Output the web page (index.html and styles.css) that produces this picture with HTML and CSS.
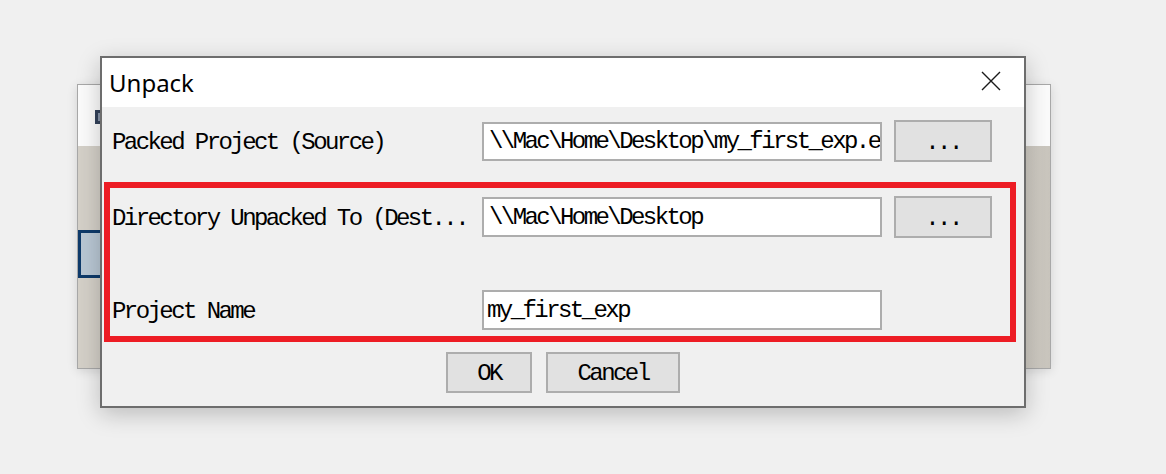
FILE: index.html
```html
<!DOCTYPE html>
<html>
<head>
<meta charset="utf-8">
<title>Unpack</title>
<link rel="stylesheet" href="styles.css">
</head>
<body>
<div class="desktop">
  <div class="bgwin">
    <div class="bgwin-title"><span class="bgwin-icon"></span></div>
    <div class="bgwin-body"><span class="bgwin-sel"></span></div>
  </div>

  <div class="dialog">
    <div class="titlebar">
      <span class="title">Unpack</span>
      <svg class="close" width="20" height="20" viewBox="0 0 20 20" aria-hidden="true">
        <path d="M1 1 L19 19 M19 1 L1 19" stroke="#1a1a1a" stroke-width="1.4" fill="none"/>
      </svg>
    </div>
    <div class="body">
      <div class="row row-src">
        <span class="label">Packed Project (Source)</span>
        <div class="field field-src">\\Mac\Home\Desktop\my_first_exp.ebz</div>
        <button class="btn browse">...</button>
      </div>
      <div class="highlight">
        <div class="row row-dest">
          <span class="label">Directory Unpacked To (Dest...</span>
          <div class="field">\\Mac\Home\Desktop</div>
          <button class="btn browse">...</button>
        </div>
        <div class="row row-name">
          <span class="label">Project Name</span>
          <div class="field field-name">my_first_exp</div>
        </div>
      </div>
      <div class="actions">
        <button class="btn ok">OK</button>
        <button class="btn cancel">Cancel</button>
      </div>
    </div>
  </div>
</div>
</body>
</html>
```
FILE: styles.css
```css
html, body {
  margin: 0;
  padding: 0;
  background: #f0f0f0;
}

.desktop {
  position: relative;
  width: 1166px;
  height: 474px;
  overflow: hidden;
  background: #f0f0f0;
}

/* background window partly hidden behind the dialog */
.bgwin {
  position: absolute;
  left: 77px;
  top: 84px;
  width: 974px;
  height: 285px;
  box-sizing: border-box;
  border: 1px solid #a8a8a8;
  display: flex;
  flex-direction: column;
  box-shadow: 0 2px 10px rgba(0, 0, 0, 0.12);
}

.bgwin-title {
  height: 61px;
  background: #fbfbfb;
  padding: 25px 0 0 17px;
  box-sizing: border-box;
}

.bgwin-icon {
  display: block;
  width: 10px;
  height: 14px;
  background: #33415a;
  box-shadow: inset 0 0 0 3px #33415a, inset 0 0 0 5px #8a96aa;
}

.bgwin-body {
  flex: 1;
  background: linear-gradient(to right, #d4d0c8 0, #d4d0c8 96%, #c9c5bd 100%);
  padding-top: 84px;
  box-sizing: border-box;
}

.bgwin-sel {
  display: block;
  width: 40px;
  height: 48px;
  box-sizing: border-box;
  border: 3px solid #0e3a6a;
  background: #b9c7d4;
}

/* dialog */
.dialog {
  position: absolute;
  left: 100px;
  top: 56px;
  width: 926px;
  box-sizing: border-box;
  border: 2px solid #6d6d6d;
  background: #f0f0f0;
  box-shadow: 0 6px 22px rgba(0, 0, 0, 0.22);
  display: flex;
  flex-direction: column;
}

.titlebar {
  height: 49px;
  background: #ffffff;
  display: flex;
  align-items: flex-start;
  padding-left: 7px;
  box-sizing: border-box;
}

.title {
  font-family: "Noto Sans", "Open Sans", sans-serif;
  font-size: 24px;
  line-height: 32px;
  margin-top: 9px;
  color: #000;
}

.close {
  margin-left: auto;
  margin-right: 23px;
  margin-top: 13px;
}

.body {
  padding: 13px 8px 13px 2px;
  display: flex;
  flex-direction: column;
  font-family: "Liberation Mono", "DejaVu Sans Mono", monospace;
  font-size: 24px;
  letter-spacing: -2.57px;
  color: #000;
}

.row {
  display: grid;
  grid-template-columns: 358px 400px 98px;
  column-gap: 12px;
  align-items: center;
  height: 42px;
}

.row-src {
  margin-left: 8px;
}

.label {
  white-space: nowrap;
  line-height: 26px;
  padding-top: 3px;
}

.field {
  height: 40px;
  box-sizing: border-box;
  border: 2px solid #adadad;
  background: #ffffff;
  padding: 2px 0 0 5px;
  white-space: nowrap;
  overflow: hidden;
  display: flex;
  align-items: center;
  line-height: 26px;
}

.field-src {
  height: 39px;
}

.field-name {
  padding-left: 3px;
}

.highlight {
  margin-top: 20px;
  border: 6px solid #ed1c24;
  padding: 8px 0 6px 2px;
}

.row-name {
  margin-top: 52px;
  height: 40px;
}

.btn {
  font-family: inherit;
  font-size: inherit;
  letter-spacing: inherit;
  color: #000;
  background: #e1e1e1;
  border: 2px solid #adadad;
  border-radius: 0;
  padding: 0;
  margin: 0;
  box-sizing: border-box;
  line-height: 26px;
}

.browse {
  width: 98px;
  height: 42px;
  padding-top: 4px;
}

.actions {
  margin-top: 10px;
  display: flex;
  justify-content: center;
  gap: 14px;
  padding-left: 6px;
}

.ok {
  width: 86px;
  height: 41px;
  padding-top: 3px;
}

.cancel {
  width: 134px;
  height: 41px;
  padding-top: 3px;
}
```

— What you are asked to do —
Leave out the pictures and print every line of the data exactly.

— Expected answer —
Output the web page (index.html and styles.css) that produces this picture with HTML and CSS.
FILE: index.html
```html
<!DOCTYPE html>
<html>
<head>
<meta charset="utf-8">
<title>Unpack</title>
<link rel="stylesheet" href="styles.css">
</head>
<body>
<div class="desktop">
  <div class="bgwin">
    <div class="bgwin-title"><span class="bgwin-icon"></span></div>
    <div class="bgwin-body"><span class="bgwin-sel"></span></div>
  </div>

  <div class="dialog">
    <div class="titlebar">
      <span class="title">Unpack</span>
      <svg class="close" width="20" height="20" viewBox="0 0 20 20" aria-hidden="true">
        <path d="M1 1 L19 19 M19 1 L1 19" stroke="#1a1a1a" stroke-width="1.4" fill="none"/>
      </svg>
    </div>
    <div class="body">
      <div class="row row-src">
        <span class="label">Packed Project (Source)</span>
        <div class="field field-src">\\Mac\Home\Desktop\my_first_exp.ebz</div>
        <button class="btn browse">...</button>
      </div>
      <div class="highlight">
        <div class="row row-dest">
          <span class="label">Directory Unpacked To (Dest...</span>
          <div class="field">\\Mac\Home\Desktop</div>
          <button class="btn browse">...</button>
        </div>
        <div class="row row-name">
          <span class="label">Project Name</span>
          <div class="field field-name">my_first_exp</div>
        </div>
      </div>
      <div class="actions">
        <button class="btn ok">OK</button>
        <button class="btn cancel">Cancel</button>
      </div>
    </div>
  </div>
</div>
</body>
</html>
```
FILE: styles.css
```css
html, body {
  margin: 0;
  padding: 0;
  background: #f0f0f0;
}

.desktop {
  position: relative;
  width: 1166px;
  height: 474px;
  overflow: hidden;
  background: #f0f0f0;
}

/* background window partly hidden behind the dialog */
.bgwin {
  position: absolute;
  left: 77px;
  top: 84px;
  width: 974px;
  height: 285px;
  box-sizing: border-box;
  border: 1px solid #a8a8a8;
  display: flex;
  flex-direction: column;
  box-shadow: 0 2px 10px rgba(0, 0, 0, 0.12);
}

.bgwin-title {
  height: 61px;
  background: #fbfbfb;
  padding: 25px 0 0 17px;
  box-sizing: border-box;
}

.bgwin-icon {
  display: block;
  width: 10px;
  height: 14px;
  background: #33415a;
  box-shadow: inset 0 0 0 3px #33415a, inset 0 0 0 5px #8a96aa;
}

.bgwin-body {
  flex: 1;
  background: linear-gradient(to right, #d4d0c8 0, #d4d0c8 96%, #c9c5bd 100%);
  padding-top: 84px;
  box-sizing: border-box;
}

.bgwin-sel {
  display: block;
  width: 40px;
  height: 48px;
  box-sizing: border-box;
  border: 3px solid #0e3a6a;
  background: #b9c7d4;
}

/* dialog */
.dialog {
  position: absolute;
  left: 100px;
  top: 56px;
  width: 926px;
  box-sizing: border-box;
  border: 2px solid #6d6d6d;
  background: #f0f0f0;
  box-shadow: 0 6px 22px rgba(0, 0, 0, 0.22);
  display: flex;
  flex-direction: column;
}

.titlebar {
  height: 49px;
  background: #ffffff;
  display: flex;
  align-items: flex-start;
  padding-left: 7px;
  box-sizing: border-box;
}

.title {
  font-family: "Noto Sans", "Open Sans", sans-serif;
  font-size: 24px;
  line-height: 32px;
  margin-top: 9px;
  color: #000;
}

.close {
  margin-left: auto;
  margin-right: 23px;
  margin-top: 13px;
}

.body {
  padding: 13px 8px 13px 2px;
  display: flex;
  flex-direction: column;
  font-family: "Liberation Mono", "DejaVu Sans Mono", monospace;
  font-size: 24px;
  letter-spacing: -2.57px;
  color: #000;
}

.row {
  display: grid;
  grid-template-columns: 358px 400px 98px;
  column-gap: 12px;
  align-items: center;
  height: 42px;
}

.row-src {
  margin-left: 8px;
}

.label {
  white-space: nowrap;
  line-height: 26px;
  padding-top: 3px;
}

.field {
  height: 40px;
  box-sizing: border-box;
  border: 2px solid #adadad;
  background: #ffffff;
  padding: 2px 0 0 5px;
  white-space: nowrap;
  overflow: hidden;
  display: flex;
  align-items: center;
  line-height: 26px;
}

.field-src {
  height: 39px;
}

.field-name {
  padding-left: 3px;
}

.highlight {
  margin-top: 20px;
  border: 6px solid #ed1c24;
  padding: 8px 0 6px 2px;
}

.row-name {
  margin-top: 52px;
  height: 40px;
}

.btn {
  font-family: inherit;
  font-size: inherit;
  letter-spacing: inherit;
  color: #000;
  background: #e1e1e1;
  border: 2px solid #adadad;
  border-radius: 0;
  padding: 0;
  margin: 0;
  box-sizing: border-box;
  line-height: 26px;
}

.browse {
  width: 98px;
  height: 42px;
  padding-top: 4px;
}

.actions {
  margin-top: 10px;
  display: flex;
  justify-content: center;
  gap: 14px;
  padding-left: 6px;
}

.ok {
  width: 86px;
  height: 41px;
  padding-top: 3px;
}

.cancel {
  width: 134px;
  height: 41px;
  padding-top: 3px;
}
```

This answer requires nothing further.